→ Given material

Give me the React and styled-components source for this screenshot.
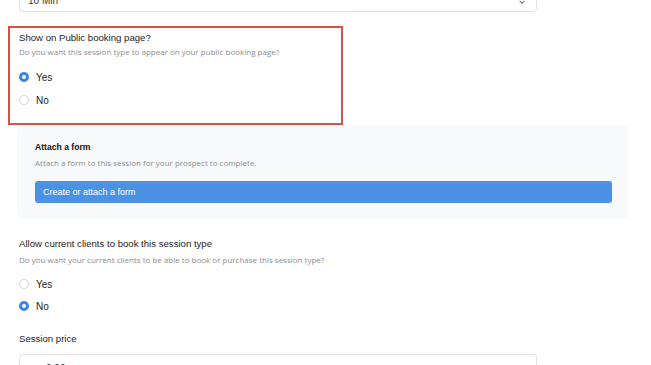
import React from 'react'
import styled, { createGlobalStyle } from 'styled-components'

const GlobalStyle = createGlobalStyle`
    html, body {
        margin: 0;
        padding: 0;
        background: #ffffff;
        overflow: hidden;
    }
    body {
        font-family: 'Liberation Sans', Arial, sans-serif;
        color: #1d1d1f;
    }
`;

const Page = styled.div`
    width: 651px;
    height: 365px;
    overflow: hidden;
    padding-left: 19px;
    box-sizing: border-box;
`;

const Field = styled.div`
    width: 518px;
    height: 32px;
    box-sizing: border-box;
    border: 1px solid #e2e2e2;
    border-radius: 4px;
    display: flex;
    align-items: flex-start;
    justify-content: space-between;
    padding: ${p => p.$pad};
    font-size: 10px;
    line-height: 12px;
    color: #333;
    margin-top: ${p => p.$top || 0}px;
`;

const Highlight = styled.div`
    margin: 14px 0 0 -11px;
    width: 335px;
    height: 99px;
    box-sizing: border-box;
    border: 2px solid #d5543f;
    padding: 3px 0 0 9px;
`;

const Title = styled.div`
    font-size: 9.6px;
    line-height: 14px;
    color: #1d1d1f;
    margin-top: ${p => p.$top || 0}px;
`;

const Sub = styled.div`
    font-family: 'Open Sans', sans-serif;
    font-size: 8px;
    line-height: 10px;
    color: #8d8d8d;
    white-space: nowrap;
    margin-top: ${p => p.$top || 0}px;
`;

const RadioRow = styled.label`
    display: flex;
    align-items: center;
    gap: 7px;
    height: 16px;
    font-size: 10px;
    color: #1d1d1f;
    margin-top: ${p => p.$top || 0}px;
`;

const Dot = styled.span`
    width: 10px;
    height: 10px;
    border-radius: 50%;
    box-sizing: border-box;
    flex-shrink: 0;
    background: #ffffff;
    border: ${p => (p.$on ? '3px solid #3d86dd' : '1px solid #d6d6d6')};
`;

const Panel = styled.div`
    margin-left: -2px;
    width: 611px;
    box-sizing: border-box;
    background: #f7f9fb;
    border-radius: 5px;
    padding: 16px 18px 16px 18px;
`;

const PanelTitle = styled.div`
    font-size: 8.6px;
    font-weight: bold;
    line-height: 12px;
    color: #151515;
`;

const Button = styled.div`
    margin-top: 13px;
    width: 577px;
    height: 22px;
    border-radius: 3px;
    background: #4b91e6;
    color: #ffffff;
    font-size: 9px;
    display: flex;
    align-items: center;
    padding-left: 8px;
    box-sizing: border-box;
`;

const Chevron = () => (
    <svg width="8" height="8" viewBox="0 0 10 10" style={{ marginTop: 3 }}>
        <path d="M2 3.5 L5 6.5 L8 3.5" fill="none" stroke="#777" strokeWidth="1.3" />
    </svg>
);

const Radio = ({ on, label, top }) => (
    <RadioRow $top={top}>
        <Dot $on={on} />
        {label}
    </RadioRow>
);

export default function App() {
    return (
        <>
            <GlobalStyle />
            <Page>
                <Field $top={-20} $pad="14px 10px 0 8px">
                    <span>10 Min</span>
                    <Chevron />
                </Field>
                <Highlight>
                    <Title>Show on Public booking page?</Title>
                    <Sub $top={2}>Do you want this session type to appear on your public booking page?</Sub>
                    <Radio on label="Yes" top={12} />
                    <Radio label="No" top={7} />
                </Highlight>
                <Panel>
                    <PanelTitle>Attach a form</PanelTitle>
                    <Sub $top={5}>Attach a form to this session for your prospect to complete.</Sub>
                    <Button>Create or attach a form</Button>
                </Panel>
                <Title $top={18}>Allow current clients to book this session type</Title>
                <Sub $top={4}>Do you want your current clients to be able to book or purchase this session type?</Sub>
                <Radio label="Yes" top={11} />
                <Radio on label="No" top={6} />
                <Title $top={18}>Session price</Title>
                <Field $top={8} $pad="8px 10px 0 26px">
                    <span>0.00</span>
                </Field>
            </Page>
        </>
    )
}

→ Given task
Give an exact copy of the material, leaving out every picture.

→ Worked solution
Give me the React and styled-components source for this screenshot.
import React from 'react'
import styled, { createGlobalStyle } from 'styled-components'

const GlobalStyle = createGlobalStyle`
    html, body {
        margin: 0;
        padding: 0;
        background: #ffffff;
        overflow: hidden;
    }
    body {
        font-family: 'Liberation Sans', Arial, sans-serif;
        color: #1d1d1f;
    }
`;

const Page = styled.div`
    width: 651px;
    height: 365px;
    overflow: hidden;
    padding-left: 19px;
    box-sizing: border-box;
`;

const Field = styled.div`
    width: 518px;
    height: 32px;
    box-sizing: border-box;
    border: 1px solid #e2e2e2;
    border-radius: 4px;
    display: flex;
    align-items: flex-start;
    justify-content: space-between;
    padding: ${p => p.$pad};
    font-size: 10px;
    line-height: 12px;
    color: #333;
    margin-top: ${p => p.$top || 0}px;
`;

const Highlight = styled.div`
    margin: 14px 0 0 -11px;
    width: 335px;
    height: 99px;
    box-sizing: border-box;
    border: 2px solid #d5543f;
    padding: 3px 0 0 9px;
`;

const Title = styled.div`
    font-size: 9.6px;
    line-height: 14px;
    color: #1d1d1f;
    margin-top: ${p => p.$top || 0}px;
`;

const Sub = styled.div`
    font-family: 'Open Sans', sans-serif;
    font-size: 8px;
    line-height: 10px;
    color: #8d8d8d;
    white-space: nowrap;
    margin-top: ${p => p.$top || 0}px;
`;

const RadioRow = styled.label`
    display: flex;
    align-items: center;
    gap: 7px;
    height: 16px;
    font-size: 10px;
    color: #1d1d1f;
    margin-top: ${p => p.$top || 0}px;
`;

const Dot = styled.span`
    width: 10px;
    height: 10px;
    border-radius: 50%;
    box-sizing: border-box;
    flex-shrink: 0;
    background: #ffffff;
    border: ${p => (p.$on ? '3px solid #3d86dd' : '1px solid #d6d6d6')};
`;

const Panel = styled.div`
    margin-left: -2px;
    width: 611px;
    box-sizing: border-box;
    background: #f7f9fb;
    border-radius: 5px;
    padding: 16px 18px 16px 18px;
`;

const PanelTitle = styled.div`
    font-size: 8.6px;
    font-weight: bold;
    line-height: 12px;
    color: #151515;
`;

const Button = styled.div`
    margin-top: 13px;
    width: 577px;
    height: 22px;
    border-radius: 3px;
    background: #4b91e6;
    color: #ffffff;
    font-size: 9px;
    display: flex;
    align-items: center;
    padding-left: 8px;
    box-sizing: border-box;
`;

const Chevron = () => (
    <svg width="8" height="8" viewBox="0 0 10 10" style={{ marginTop: 3 }}>
        <path d="M2 3.5 L5 6.5 L8 3.5" fill="none" stroke="#777" strokeWidth="1.3" />
    </svg>
);

const Radio = ({ on, label, top }) => (
    <RadioRow $top={top}>
        <Dot $on={on} />
        {label}
    </RadioRow>
);

export default function App() {
    return (
        <>
            <GlobalStyle />
            <Page>
                <Field $top={-20} $pad="14px 10px 0 8px">
                    <span>10 Min</span>
                    <Chevron />
                </Field>
                <Highlight>
                    <Title>Show on Public booking page?</Title>
                    <Sub $top={2}>Do you want this session type to appear on your public booking page?</Sub>
                    <Radio on label="Yes" top={12} />
                    <Radio label="No" top={7} />
                </Highlight>
                <Panel>
                    <PanelTitle>Attach a form</PanelTitle>
                    <Sub $top={5}>Attach a form to this session for your prospect to complete.</Sub>
                    <Button>Create or attach a form</Button>
                </Panel>
                <Title $top={18}>Allow current clients to book this session type</Title>
                <Sub $top={4}>Do you want your current clients to be able to book or purchase this session type?</Sub>
                <Radio label="Yes" top={11} />
                <Radio on label="No" top={6} />
                <Title $top={18}>Session price</Title>
                <Field $top={8} $pad="8px 10px 0 26px">
                    <span>0.00</span>
                </Field>
            </Page>
        </>
    )
}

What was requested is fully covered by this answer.